Le journaliste ignore ici ces causes complexes, tout en présentant la publicité comme source de revenus naturelle pour les médias. Depuis plusieurs années, de nombreux médias ont pourtant choisi de diversifier leurs sources de revenus en adoptant notamment des statuts alternatifs, de coopérative ou à but non lucratif – des statuts qui permettent souvent de stimuler les abonnements numériques des lecteur·trices ou le soutien philanthropique.
Le discours journalistique a ici une prétention de neutralité, mais en réalité, il naturalise la relation entre presse, publicité et capitalisme.
Un État obsédé par la bonne gouvernance
Qu’en est-il, pour finir, du discours de l’État?
Prenant la parole sur le sujet, le ministre de la Culture et des Communications, Mathieu Lacombe, a indiqué le 30 août dernier que la fermeture de Métro Média était liée à une « crise interne » de l’entreprise, et non à une crise plus globale de l’industrie médiatique.
L’aveuglement du ministre trahit une vision à court terme.
Le ministre n’a pas tort dans son discours lorsqu’il pointe du doigt la mauvaise décision financière de l’actionnaire du journal. Mais son isolement du cas de Métro Média est en décalage complet avec les données concernant la crise des médias au Québec et au Canada. De nombreux médias ont fermé au Québec dans les dernières années, pensons à Voir, à Vice Québec, et puis au Groupe Capitales Médias (Le Soleil, La Tribune, Le Droit, etc.) qui a été récupéré plus tard en coopérative.
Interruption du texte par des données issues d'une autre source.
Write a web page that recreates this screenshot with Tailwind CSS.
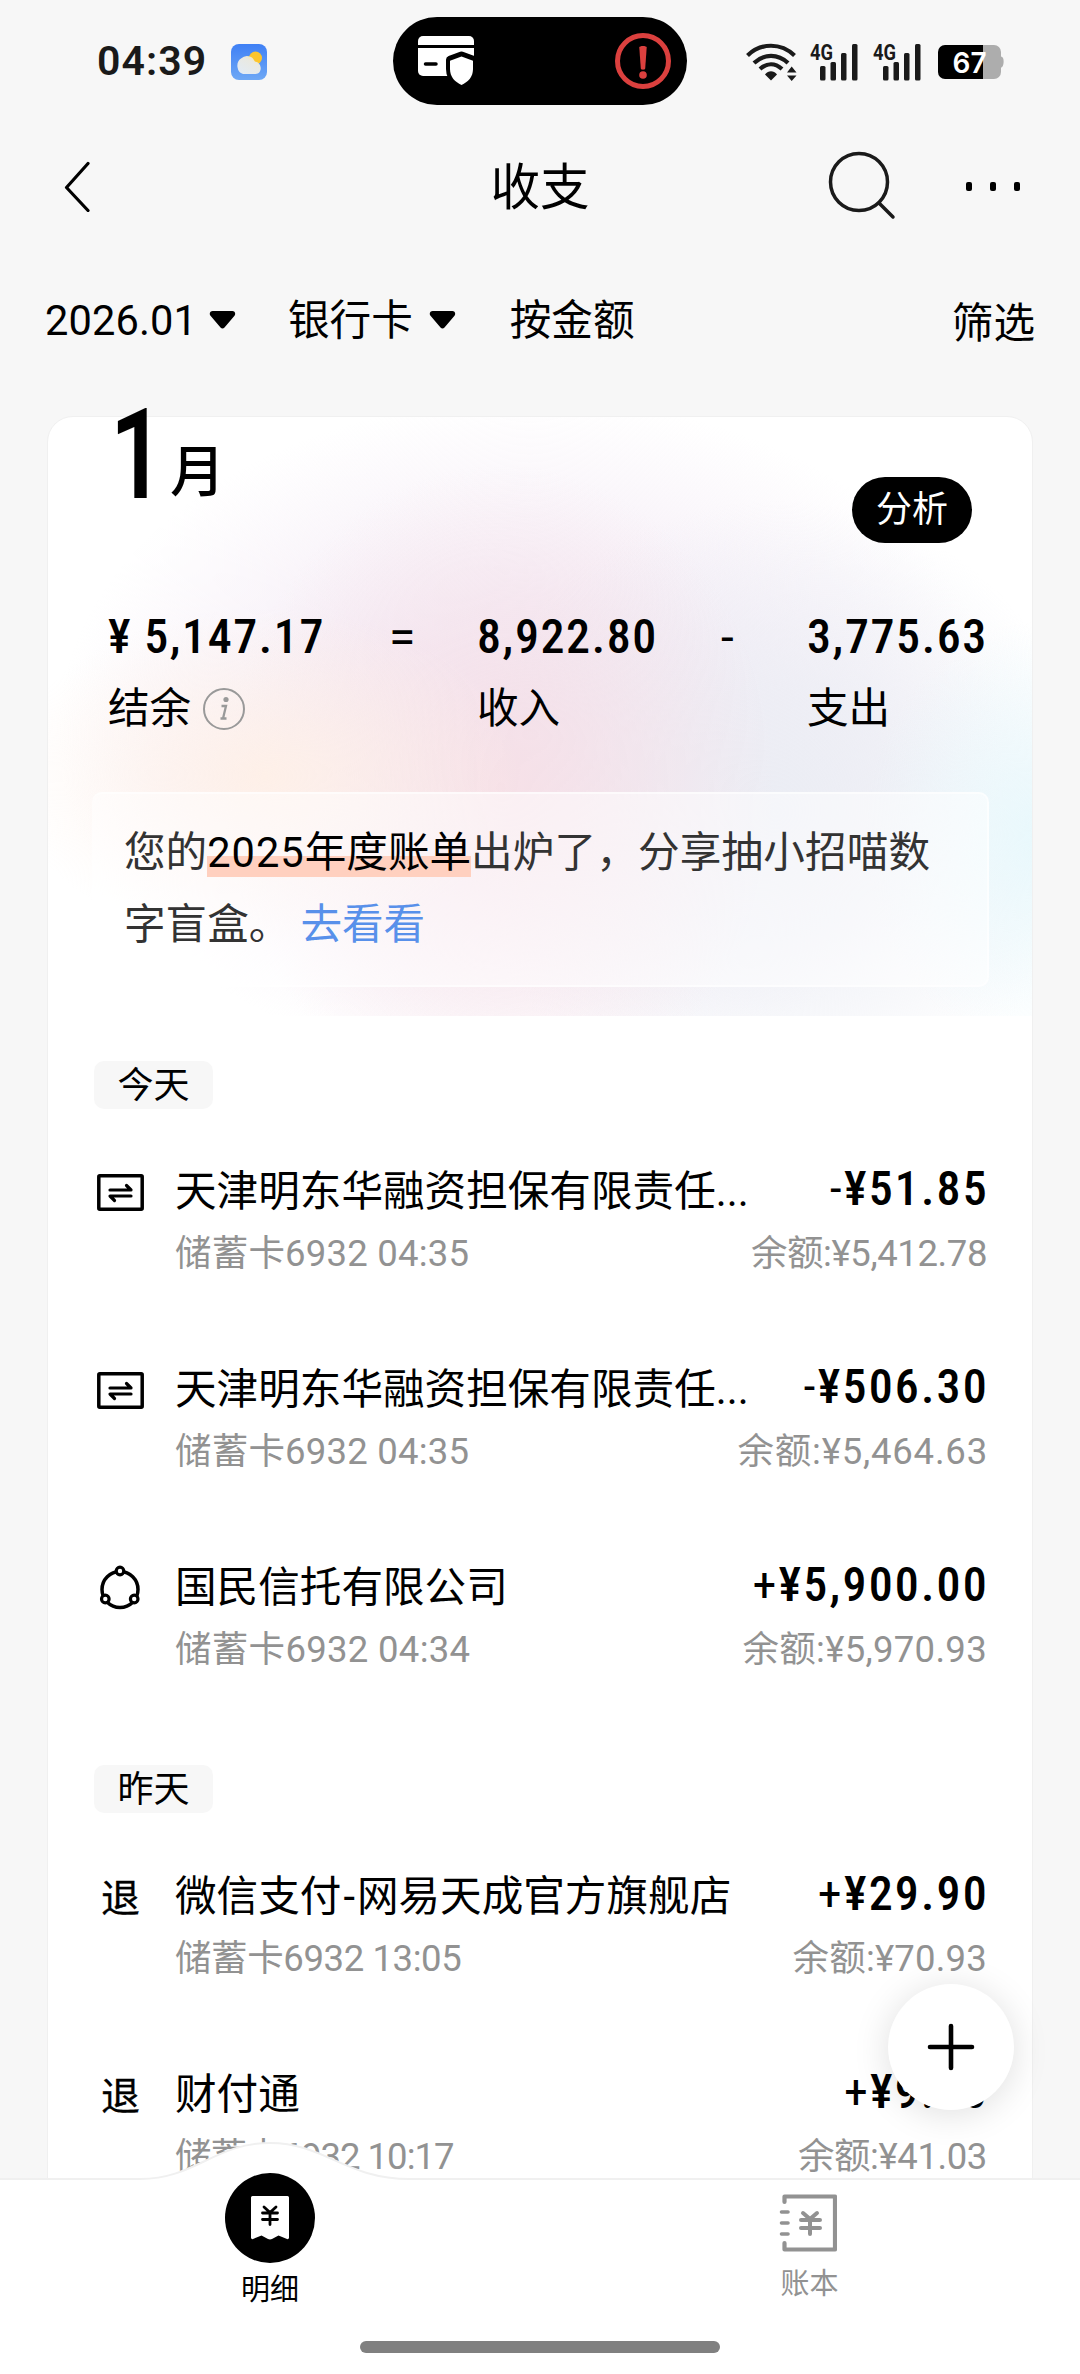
<!DOCTYPE html>
<html lang="zh-CN">
<head>
<meta charset="utf-8">
<title>收支</title>
<script src="https://cdn.jsdelivr.net/npm/@tailwindcss/browser@4"></script>
</head>
<body class="bg-[#f7f7f7]">
<div class="relative flex h-[2374px] w-[1080px] flex-col overflow-hidden bg-[#f7f7f7] font-['Roboto','Noto_Sans_CJK_SC',sans-serif] text-[41.6px] whitespace-nowrap text-black">

  <!-- Status bar -->
  <header class="relative flex h-[124px] shrink-0 items-center pr-[76px] pl-[97px]">
    <span class="w-[134px] pb-[3px] text-[41px] leading-[46px] font-semibold tracking-[1.1px] text-[#1a1a1a]">04:39</span>
    <svg class="h-9 w-9" viewBox="0 0 36 36">
      <defs>
        <linearGradient id="sky" x1="0" y1="0" x2="0" y2="1"><stop offset="0" stop-color="#3f80f5"/><stop offset="1" stop-color="#6ea8f5"/></linearGradient>
        <linearGradient id="cloud" x1="1" y1="0" x2="0.3" y2="1"><stop offset="0" stop-color="#fbe79a"/><stop offset="0.4" stop-color="#e9e9e2"/><stop offset="1" stop-color="#e3ebf3"/></linearGradient>
      </defs>
      <rect width="36" height="36" rx="8" fill="url(#sky)"/>
      <circle cx="24.500" cy="14" r="6.500" fill="#fcc52c"/>
      <path d="M12 30a7.500 8.500 0 0 1-2-15.500 9 9 0 0 1 10-1.500c3 1.500 3 4 4.500 4.800 7 1.200 7 12.200 0 12.200z" fill="url(#cloud)"/>
    </svg>

    <div class="absolute top-[17px] left-[393px] flex h-[88px] w-[294px] items-center justify-between rounded-full bg-black pr-[15px] pl-[25px]">
      <svg class="h-[50px] w-[57px]" viewBox="0 0 57 50">
        <path d="M5 0H51a5 5 0 0 1 5 5V9H0V5A5 5 0 0 1 5 0z" fill="#fff"/>
        <path d="M0 12H56V35a5 5 0 0 1-5 5H5a5 5 0 0 1-5-5z" fill="#fff"/>
        <path d="M7.500 28H18" stroke="#000" stroke-width="3.500" stroke-linecap="round"/>
        <path d="M43.500 19.500 55 23.800V33c0 8-5 13-11.500 16C37 46 32 41 32 33V23.800z" fill="#fff" stroke="#000" stroke-width="8" stroke-linejoin="round"/>
        <path d="M43.500 20.500 55 24.800V33c0 8-5 13-11.500 16C37 46 32 41 32 33V24.800z" fill="#fff"/>
      </svg>
      <svg class="h-[58px] w-[58px]" viewBox="0 0 58 58">
        <circle cx="29" cy="29" r="25.500" fill="none" stroke="#db403e" stroke-width="5"/>
        <path d="M25.300 15.500c0-2 7.400-2 7.400 0L31.200 36.500c-.2 1.600-4.200 1.600-4.400 0z" fill="#db403e"/>
        <circle cx="29" cy="43" r="3.800" fill="#db403e"/>
      </svg>
    </div>

    <div class="ml-auto flex items-center text-[#1a1a1a]">
      <svg class="h-[38px] w-[51px]" viewBox="0 0 51 38" fill="none" stroke="currentColor" stroke-width="4.200">
        <path d="M1.500 12.500C15-.5 35-.5 48.500 12.500"/>
        <path d="M8 20C18 10.500 32 10.500 42 20"/>
        <path d="M14 26C21 19.700 29 19.700 36 26"/>
        <path d="M19 31.500C22.500 27.300 27.500 27.300 31 31.500L25 37.500z" fill="currentColor" stroke="none"/>
        <path d="M41 29.500 45.700 23.500 50.500 29.500zM41 32.500 45.700 38 50.500 32.500z" fill="currentColor" stroke="none"/>
      </svg>
      <svg class="ml-[13px] h-[38px] w-[49px] overflow-visible" viewBox="0 0 49 38" fill="currentColor">
        <text x="0" y="16.500" font-family="Roboto" font-weight="700" font-size="22" textLength="23" lengthAdjust="spacingAndGlyphs">4G</text>
        <rect x="10" y="23" width="5.500" height="14.500" rx="1.500"/><rect x="20.500" y="19" width="5.500" height="18.500" rx="1.500"/><rect x="31" y="10" width="5.500" height="27.500" rx="1.500"/><rect x="42" y="1" width="5.500" height="36.500" rx="1.500"/>
      </svg>
      <svg class="ml-[14px] h-[38px] w-[49px] overflow-visible" viewBox="0 0 49 38" fill="currentColor">
        <text x="0" y="16.500" font-family="Roboto" font-weight="700" font-size="22" textLength="23" lengthAdjust="spacingAndGlyphs">4G</text>
        <rect x="10" y="23" width="5.500" height="14.500" rx="1.500"/><rect x="20.500" y="19" width="5.500" height="18.500" rx="1.500"/><rect x="31" y="10" width="5.500" height="27.500" rx="1.500"/><rect x="42" y="1" width="5.500" height="36.500" rx="1.500"/>
      </svg>
      <svg class="ml-[16px] h-[34px] w-[66px]" viewBox="0 0 66 34">
        <path d="M45 0H56a7 7 0 0 1 7 7v4.500c4 0 3 11 0 11V27a7 7 0 0 1-7 7H45z" fill="#adadad"/>
        <path d="M7 0H45V34H7a7 7 0 0 1-7-7V7A7 7 0 0 1 7 0z" fill="#000"/>
        <text x="14.500" y="27.500" font-family="Inter" font-weight="600" font-size="29" textLength="34" lengthAdjust="spacingAndGlyphs" fill="#fff">67</text>
      </svg>
    </div>
  </header>

  <!-- Title bar -->
  <nav class="grid h-[124px] shrink-0 grid-cols-[1fr_auto_1fr] items-center pr-[60px] pl-[60px]">
    <svg class="ml-[3px] h-[52px] w-[28px]" viewBox="0 0 28 52" fill="none" stroke="#000" stroke-width="3.200" stroke-linecap="round" stroke-linejoin="round"><path d="M25 4 3.500 28 25 51" transform="translate(0 -.5)"/></svg>
    <h1 class="pt-[3px] text-[49.500px] leading-[60px]">收支</h1>
    <div class="flex items-center justify-end gap-[70px]">
      <svg class="h-[70px] w-[68px]" viewBox="0 0 68 70" fill="none" stroke="#1a1a1a" stroke-width="3.500" stroke-linecap="round"><circle cx="31" cy="31" r="28.500"/><path d="M51 52 65 66"/></svg>
      <div class="flex gap-[18px]"><i class="h-[9px] w-[6px] rounded-[2px] bg-black"></i><i class="h-[9px] w-[6px] rounded-[2px] bg-black"></i><i class="h-[9px] w-[6px] rounded-[2px] bg-black"></i></div>
    </div>
  </nav>

  <!-- Filters -->
  <div class="flex h-[144px] shrink-0 items-center pr-[45px] pl-[45px] leading-[56px]">
    <span class="pt-[2px] tracking-[0.1px]">2026.01</span>
    <svg class="ml-[12px] h-[20px] w-[27px]" viewBox="0 0 27 20"><path d="M3.500 1H23.500c2.500 0 3.500 3 2 4.700L15.500 17.500c-1.200 1.300-2.800 1.300-4 0L1.500 5.700C0 4 1 1 3.500 1z"/></svg>
    <span class="ml-[52px] pt-[2px]">银行卡</span>
    <svg class="ml-[16px] h-[20px] w-[27px]" viewBox="0 0 27 20"><path d="M3.500 1H23.500c2.500 0 3.500 3 2 4.700L15.500 17.500c-1.200 1.300-2.800 1.300-4 0L1.500 5.700C0 4 1 1 3.500 1z"/></svg>
    <span class="ml-[54px] pt-[2px]">按金额</span>
    <span class="ml-auto pt-[7px]">筛选</span>
  </div>

  <main class="mx-[47px] mt-[24px] flex h-[1900px] shrink-0 flex-col rounded-[26px] border border-[#f0f0f0] bg-white">
    <!-- Month summary -->
    <section class="flex h-[599px] shrink-0 flex-col rounded-t-[26px] bg-[radial-gradient(ellipse_18%_36%_at_101%_70%,#e8f8fc_0%,#e8f8fc00_100%),radial-gradient(ellipse_26%_28%_at_22%_60%,#fef0e8_0%,#fef0e800_100%),radial-gradient(ellipse_28%_54%_at_46%_62%,#f6e0e7_0%,#f6e0e700_100%),radial-gradient(ellipse_32%_52%_at_74%_66%,#ebedf4_0%,#ebedf4c0_40%,#ebedf400_100%),radial-gradient(ellipse_48%_56%_at_49%_53%,#f0e4f2_0%,#f0e4f2b0_40%,#f0e4f200_100%)]">
      <div class="flex h-[126px] items-start justify-between pr-[60px] pl-[62px]">
        <h2 class="-mt-[18px] flex items-start">
          <span class="w-[60px] origin-left scale-x-[0.76] text-[126px] leading-[112px] font-semibold">1</span>
          <span class="mt-[41px] text-[55px] leading-[64px] font-medium">月</span>
        </h2>
        <button class="mt-[60px] h-[66px] w-[120px] rounded-full bg-black text-[36px] leading-[67px] text-white">分析</button>
      </div>
      <div class="mt-[62px] grid h-[187px] grid-cols-[281px_88px_244px_86px_auto] content-start gap-y-[12px] pl-[60px]">
        <span class="text-[48px] leading-[64px] font-medium tracking-[1.600px] [font-stretch:85%]">¥<span class="ml-[12px]">5,147.17</span></span>
        <span class="text-[48px] leading-[64px]">=</span>
        <span class="text-[48px] leading-[64px] font-medium tracking-[1.600px] [font-stretch:85%]">8,922.80</span>
        <span class="text-[46px] leading-[64px]">-</span>
        <span class="text-[48px] leading-[64px] font-medium tracking-[1.600px] [font-stretch:85%]">3,775.63</span>
        <span class="flex items-center gap-3 leading-[56px]">结余
          <svg class="h-[42px] w-[42px]" viewBox="0 0 42 42" fill="none" stroke="#999" stroke-width="2"><circle cx="21" cy="21" r="20"/><circle cx="23" cy="11.500" r="2.600" fill="#999" stroke="none"/><path d="M18.500 18H23L20 30.500h3.500M17.500 30.500h4" stroke-width="2.300"/></svg>
        </span>
        <span></span>
        <span class="leading-[56px]">收入</span>
        <span></span>
        <span class="leading-[56px]">支出</span>
      </div>
      <p class="mr-[43px] ml-[44px] h-[195px] rounded-[10px] border-2 border-l-0 border-white/60 bg-white/50 pt-[23px] pl-[32px] leading-[72px] text-[#333]">您的<span class="bg-[linear-gradient(#ffd0bf,#ffd0bf)] bg-[length:100%_21px] bg-[position:0_28px] bg-no-repeat text-black"><span class="tracking-[1px]">2025</span>年度账单</span><span class="tracking-[0.15px]">出炉了，分享抽小招喵数</span><br>字盲盒。<a class="ml-[10px] text-[#5890ea]">去看看</a></p>
    </section>

    <!-- Today -->
    <div class="mt-[45px] ml-[46px] h-[48px] w-[119px] shrink-0 rounded-[10px] bg-[#f7f7f7] text-center text-[36px] leading-[50px]">今天</div>
    <div class="mt-[55px] flex flex-col pr-[45px] pl-[49px]">
      <article class="flex h-[198px]">
        <svg class="mt-[10px] h-[37px] w-[47px] shrink-0" viewBox="0 0 47 37" fill="none" stroke="#000" stroke-width="3.500" stroke-linecap="round" stroke-linejoin="round"><rect x="1.800" y="1.800" width="43.400" height="33.400" rx="1"/><path d="M13 16H34L29.500 11.500M34 22H13L17.500 26.500" stroke-width="3.200"/></svg>
        <div class="ml-[31px] flex w-[576px] shrink-0 flex-col gap-[10px]"><h3 class="leading-[56px]">天津明东华融资担保有限责任...</h3><p class="text-[36.500px] leading-[48px] tracking-[0.2px] text-[#929292]">储蓄卡6932 04:35</p></div>
        <div class="ml-auto flex w-0 flex-col items-end gap-[17px]"><b class="-mr-[2px] text-[48px] leading-[49px] font-medium tracking-[2.200px] [font-stretch:85%]"><span class="font-normal">-</span>¥51.85</b><p class="text-[36.500px] leading-[48px] tracking-[-0.4px] text-[#929292]">余额:¥5,412.78</p></div>
      </article>
      <article class="flex h-[198px]">
        <svg class="mt-[10px] h-[37px] w-[47px] shrink-0" viewBox="0 0 47 37" fill="none" stroke="#000" stroke-width="3.500" stroke-linecap="round" stroke-linejoin="round"><rect x="1.800" y="1.800" width="43.400" height="33.400" rx="1"/><path d="M13 16H34L29.500 11.500M34 22H13L17.500 26.500" stroke-width="3.200"/></svg>
        <div class="ml-[31px] flex w-[576px] shrink-0 flex-col gap-[10px]"><h3 class="leading-[56px]">天津明东华融资担保有限责任...</h3><p class="text-[36.500px] leading-[48px] tracking-[0.2px] text-[#929292]">储蓄卡6932 04:35</p></div>
        <div class="ml-auto flex w-0 flex-col items-end gap-[17px]"><b class="-mr-[2px] text-[48px] leading-[49px] font-medium tracking-[2.200px] [font-stretch:85%]"><span class="font-normal">-</span>¥506.30</b><p class="-mr-[1px] text-[36.500px] leading-[48px] tracking-[0.8px] text-[#929292]">余额:¥5,464.63</p></div>
      </article>
      <article class="flex h-[198px]">
        <svg class="mt-[4px] h-[48px] w-[47px] shrink-0" viewBox="0 0 47 48" fill="none" stroke="#000" stroke-width="3.500"><circle cx="23" cy="25.500" r="18"/><g fill="#fff" stroke-width="3.200"><circle cx="23" cy="7" r="3.800"/><circle cx="8.300" cy="35" r="3.800"/><circle cx="37.200" cy="35" r="3.800"/></g></svg>
        <div class="ml-[31px] flex flex-col gap-[10px]"><h3 class="leading-[56px]">国民信托有限公司</h3><p class="text-[36.500px] leading-[48px] tracking-[0.3px] text-[#929292]">储蓄卡6932 04:34</p></div>
        <div class="ml-auto flex flex-col items-end gap-[17px]"><b class="-mr-[2px] text-[48px] leading-[49px] font-medium tracking-[2.200px] [font-stretch:85%]"><span class="font-normal">+</span>¥5,900.00</b><p class="text-[36.500px] leading-[48px] tracking-[0.3px] text-[#929292]">余额:¥5,970.93</p></div>
      </article>
    </div>

    <!-- Yesterday -->
    <div class="mt-[7px] ml-[46px] h-[48px] w-[119px] shrink-0 rounded-[10px] bg-[#f7f7f7] text-center text-[36px] leading-[50px]">昨天</div>
    <div class="mt-[56px] flex flex-col pr-[45px] pl-[49px]">
      <article class="flex h-[198px]">
        <span class="w-[47px] text-center text-[39px] leading-[60px] [-webkit-text-stroke:0.3px_#000]">退</span>
        <div class="ml-[31px] flex flex-col gap-[10px]"><h3 class="leading-[56px]">微信支付<span class="mx-[2px]">-</span>网易天成官方旗舰店</h3><p class="text-[36.500px] leading-[48px] tracking-[-0.4px] text-[#929292]">储蓄卡6932 13:05</p></div>
        <div class="ml-auto flex flex-col items-end gap-[17px]"><b class="-mr-[2px] text-[48px] leading-[49px] font-medium tracking-[2.200px] [font-stretch:85%]"><span class="font-normal">+</span>¥29.90</b><p class="text-[36.500px] leading-[48px] tracking-[0.2px] text-[#929292]">余额:¥70.93</p></div>
      </article>
      <article class="flex h-[198px]">
        <span class="w-[47px] text-center text-[39px] leading-[60px] [-webkit-text-stroke:0.3px_#000]">退</span>
        <div class="ml-[31px] flex flex-col gap-[10px]"><h3 class="leading-[56px]">财付通</h3><p class="text-[36.500px] leading-[48px] tracking-[-1px] text-[#929292]">储蓄卡6932 10:17</p></div>
        <div class="ml-auto flex flex-col items-end gap-[17px]"><b class="-mr-[2px] text-[48px] leading-[49px] font-medium tracking-[2.200px] [font-stretch:85%]"><span class="font-normal">+</span>¥9.90</b><p class="text-[36.500px] leading-[48px] tracking-[-0.4px] text-[#929292]">余额:¥41.03</p></div>
      </article>
    </div>
  </main>

  <!-- Add button -->
  <button class="absolute top-[1984px] left-[888px] flex h-[126px] w-[126px] items-center justify-center rounded-full bg-white shadow-[0_4px_36px_rgba(0,0,0,0.13)]">
    <svg class="h-[48px] w-[48px]" viewBox="0 0 48 48" stroke="#000" stroke-width="4.600" stroke-linecap="round"><path d="M24 3V45M3 24H45"/></svg>
  </button>

  <!-- Tab bar -->
  <footer class="absolute inset-x-0 bottom-0 h-[232px]">
    <svg class="absolute inset-0 h-[232px] w-[1080px]" viewBox="0 0 1080 232"><path d="M-2 37H140C195 37 215 1 270 1S345 37 410 37H1082V234H-2z" fill="#fff" stroke="#f0f0f0" stroke-width="2"/></svg>
    <div class="relative grid grid-cols-2 text-[29px] leading-[36px]">
      <a class="flex flex-col items-center pt-[31px]">
        <span class="flex h-[90px] w-[90px] items-center justify-center rounded-full bg-black">
          <svg class="h-[44px] w-[40px]" viewBox="0 0 40 44"><path d="M2.500 0H37.500a1.500 1.500 0 0 1 1.500 1.500V42q-.5 1.500-2 1L28.500 39.500 22 43q-2 .8-4 0L11.500 39.500 3 43q-1.500.5-2-1V1.500A1.500 1.500 0 0 1 2.500 0z" fill="#fff"/><path d="M14 11 20 16.500 26 11M20 16.500V28.500M12.500 17H27.500M12.500 23.500H27.500" fill="none" stroke="#000" stroke-width="2.800" stroke-linecap="round"/></svg>
        </span>
        <span class="mt-[9px]">明细</span>
      </a>
      <a class="flex flex-col items-center pt-[52px] text-[#929292]">
        <svg class="mr-[4px] h-[58px] w-[58px]" viewBox="0 0 58 58" fill="none" stroke="#929292" stroke-width="4.200" stroke-linecap="round"><path d="M5.500 8V2.500H56V55.500H5.500V49" stroke-linejoin="round"/><path d="M2.500 18H9M2.500 29H9M2.500 40H9" stroke-width="3.600"/><path d="M24 19 31 25 38 19M31 25V40M22 26H41M22 34H41" stroke-width="4"/></svg>
        <span class="mt-[14px] mr-[1px]">账本</span>
      </a>
    </div>
    <div class="absolute bottom-[21px] left-[360px] h-[12px] w-[360px] rounded-full bg-[#808080]"></div>
  </footer>
</div>
</body>
</html>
L’aveuglement du ministre trahit une vision à court terme, mais aussi une compréhension très entrepreneuriale de la culture, où le succès ou l’échec des projets culturels dépend de leur bonne ou mauvaise gestion. La « gouvernance » des industries culturelles prend ici le dessus sur leurs sources de revenus ou encore sur leurs relations avec les plateformes numériques.
En résumé, la fermeture de Métro Média s’inscrit dans une dynamique complexe mêlant crise des médias, repli de la publicité, et vision à court terme des investisseurs. En omettant ces explications économiques, les acteur·trices du milieu n’aident pas les lecteur·trices à se faire un portrait global de la situation.